For certain interactions, the user is able to resume the process from a specific point. For example, user might not want to cook the pasta just right now after shaping so they have the liberty to resume from last save point.

Control Conversational Flow (Turn Taking, Fallback)

Agent is able to take command of the conversation at the required time, hold and continue the interaction or even release the control when necessary.

Agent testing

I conducted rigorous and continuous testing of the system and rebuilt our agent based on the bottlenecks and incorrect responses we found.

From the result of the test the agent couldn’t respond properly for missing contexts and failed to recognise a correct but incomplete phrase.


We were able to resolve the issue by limiting the duration of user sessions to a maximum of 5 minutes. This helped to avoid complexity. If a longer duration was required, we implemented an implicit invocation, such as having the user say "Talk to chef Antonio and say I waited 15 minutes" during a waiting period in the dough-making process. Originally, we had considered including a timer with the option to play music, but we ultimately decided that a 5-minute time frame was the most practical solution considering all factors.
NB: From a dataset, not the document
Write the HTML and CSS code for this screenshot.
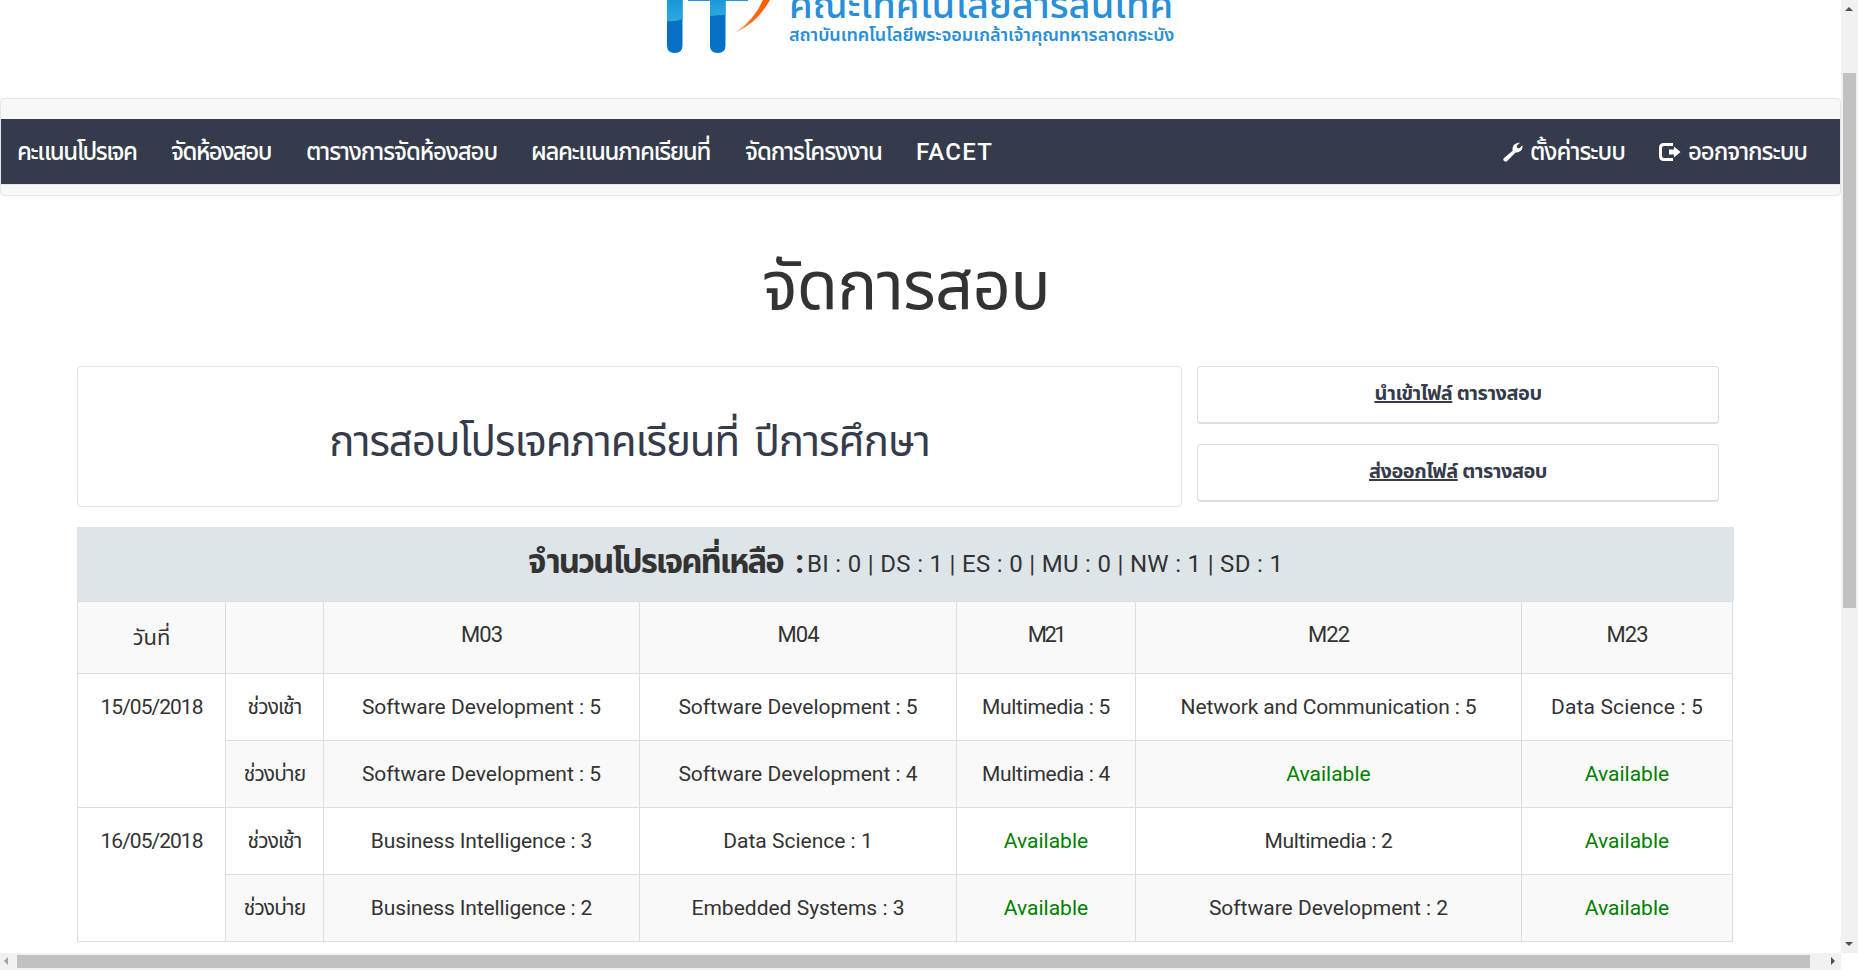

One of the challenges we encountered was managing remote group work across different time zones. Additionally, our approach to developing the agent involved implementing four different options (making dough, cutting and shaping dough, boiling, and making pesto sauce), which required a lot of intents and a framework to track user progress and conversation flow. Testing was a particular challenge, as any errors that were identified required us to start the testing process from the beginning.

Next steps

In the future, we can test our system with real users to gather feedback and identify areas for improvement. We may also conduct surveys to better understand different user contexts and gather recommendations. Once we have refined our system, we can publish it on the Google Action Console for others to use.